So while I was away from this space, the physical space around me was altered by maturing and growing children. Hannah is headed to Kindergarten soon, totally mainstream. Claire now wears clothes sized nearly to her age, Hannah, though still stick figure skinny, could actually get out of the big toddler car seat and into a 35 pound rated booster . . . but worse than that, is the vocabulary growth. Claire made a witty joke about the womb when she heard Hannah morph the r in room. Granted she is all for a low grade knock-knock joke as well, but when I recently offered her a bit of my cheese toast, she, observing my fruit salad topped with whip-its delight said "my eyes are on the cream." WTF? When first she said "what the heck is going on?" I blamed her environment and heaved more than one sigh of relief that the phrase came from a wretched popular children's movie. Last week I promptly lost all my helicopter parent cred by showing her YouTube shorts of songs from
Les Mis, which she now begs for daily. Mommy can we watch
Red and Black? And then
Do You Hear the People Sing?
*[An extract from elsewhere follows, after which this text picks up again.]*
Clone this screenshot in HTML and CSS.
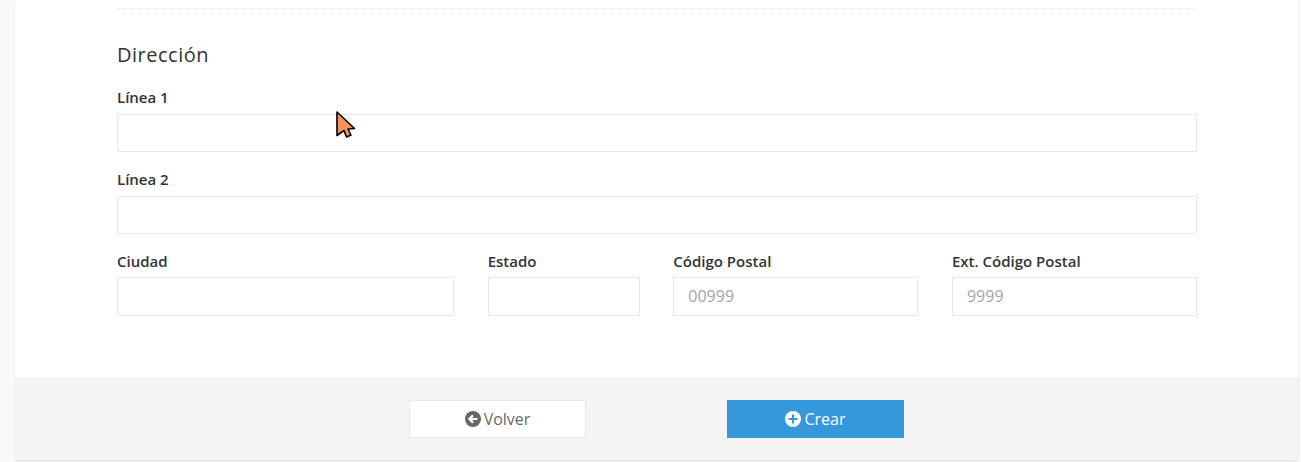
FILE: index.html
```html
<!DOCTYPE html>
<html lang="es">
<head>
  <meta charset="UTF-8">
  <meta name="viewport" content="width=device-width, initial-scale=1.0">
  <title>Dirección</title>
  <link rel="stylesheet" href="styles.css">
</head>
<body>
  <div class="panel">
    <div class="panel-body">
      <div class="divider"></div>
      <h2>Dirección</h2>
      <div class="field">
        <label for="line1">Línea 1</label>
        <input type="text" id="line1">
      </div>
      <div class="field">
        <label for="line2">Línea 2</label>
        <input type="text" id="line2">
      </div>
      <div class="row">
        <div class="field">
          <label for="city">Ciudad</label>
          <input type="text" id="city">
        </div>
        <div class="field">
          <label for="state">Estado</label>
          <input type="text" id="state">
        </div>
        <div class="field">
          <label for="zip">Código Postal</label>
          <input type="text" id="zip" placeholder="00999">
        </div>
        <div class="field">
          <label for="zip-ext">Ext. Código Postal</label>
          <input type="text" id="zip-ext" placeholder="9999">
        </div>
      </div>
    </div>
    <div class="panel-footer">
      <button type="button" class="btn btn-back">
        <svg class="icon" viewBox="0 0 16 16"><circle cx="8" cy="8" r="8" fill="currentColor"/><path d="M12.5 8H5M8 4.4 4.4 8 8 11.6" fill="none" stroke="#fff" stroke-width="2.2"/></svg>
        Volver
      </button>
      <button type="button" class="btn btn-create">
        <svg class="icon" viewBox="0 0 16 16"><circle cx="8" cy="8" r="8" fill="currentColor"/><path d="M8 3.6v8.8M3.6 8h8.8" fill="none" stroke="#3498db" stroke-width="2.2"/></svg>
        Crear
      </button>
    </div>
  </div>

  <!-- cursor de la captura -->
  <svg class="cursor" viewBox="0 0 20 27"><path d="M1 1 18.500 17.500 12 18 15 24 10.500 26 8 19.500 1 24.500Z" fill="#f8935a" stroke="#000" stroke-width="1.600" stroke-linejoin="round"/></svg>
</body>
</html>
```

FILE: styles.css
```css
* {
  box-sizing: border-box;
}

body {
  margin: 0;
  height: 462px;
  overflow: hidden;
  padding: 0 3px 0 15px;
  background-color: #f8f9fb;
  font-family: "Open Sans", sans-serif;
  color: #333;
}

.panel {
  background-color: white;
  box-shadow: 0 1px 2px rgba(0, 0, 0, 0.12);
  border-radius: 0 0 3px 3px;
}

.panel-body {
  height: 377px;
  padding: 8px 101px 0 102px;
}

.divider {
  border-top: 1px dotted #e8e8e8;
}

h2 {
  margin: 32px 0 0;
  font-size: 20px;
  line-height: 28px;
  font-weight: 400;
  letter-spacing: 0.5px;
  color: #333;
}

.field {
  margin-top: 19px;
}

.field + .field {
  margin-top: 18px;
}

label {
  display: block;
  height: 20px;
  margin-bottom: 6px;
  font-size: 15px;
  line-height: 18px;
  font-weight: 600;
  color: #333;
}

input {
  display: block;
  width: 100%;
  height: 38px;
  padding: 0 14px;
  border: 1px solid #e9e9e9;
  background-color: white;
  font-family: inherit;
  font-size: 16px;
}

input::placeholder {
  color: #a5a5a5;
}

.row {
  display: grid;
  grid-template-columns: 337px 152px 245px 245px;
  column-gap: 33.670px;
  margin-top: 18px;
}

.row .field {
  margin-top: 0;
}

.row label {
  margin-bottom: 5px;
}

.row input {
  height: 39px;
  padding-bottom: 2px;
}

.panel-footer {
  display: flex;
  justify-content: center;
  gap: 141px;
  height: 83px;
  padding-top: 23px;
  background-color: #f5f5f5;
  border-radius: 0 0 3px 3px;
}

.btn {
  display: flex;
  align-items: center;
  justify-content: center;
  gap: 3px;
  width: 177px;
  height: 38px;
  padding: 0;
  font-family: inherit;
  font-size: 16px;
  cursor: pointer;
}

.btn-back {
  background-color: white;
  border: 1px solid #e9e9e9;
  color: #666;
}

.btn-create {
  background-color: #3498db;
  border: none;
  color: white;
}

.icon {
  width: 16px;
  height: 16px;
}

.cursor {
  position: absolute;
  left: 336px;
  top: 111px;
  width: 20px;
  height: 27px;
}
```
Sure I say, until I hit upon a making of the movie clip, and got stuck when the costume director explained the color choices for prostitutes coordinating with the imprisoned slaves. Oh yeah, Mommy, nicely played. Now explain prostitutes, slavery and metaphor. When I told Claire that Fantine sold her body I said she sold her hair and her . . . teeth. True! She did! And some other stuff. And then I had to decide that I wasn't ready to show them
Les Mis yet. I don't know which character she would emulate (Javert?) but I don't want to find out.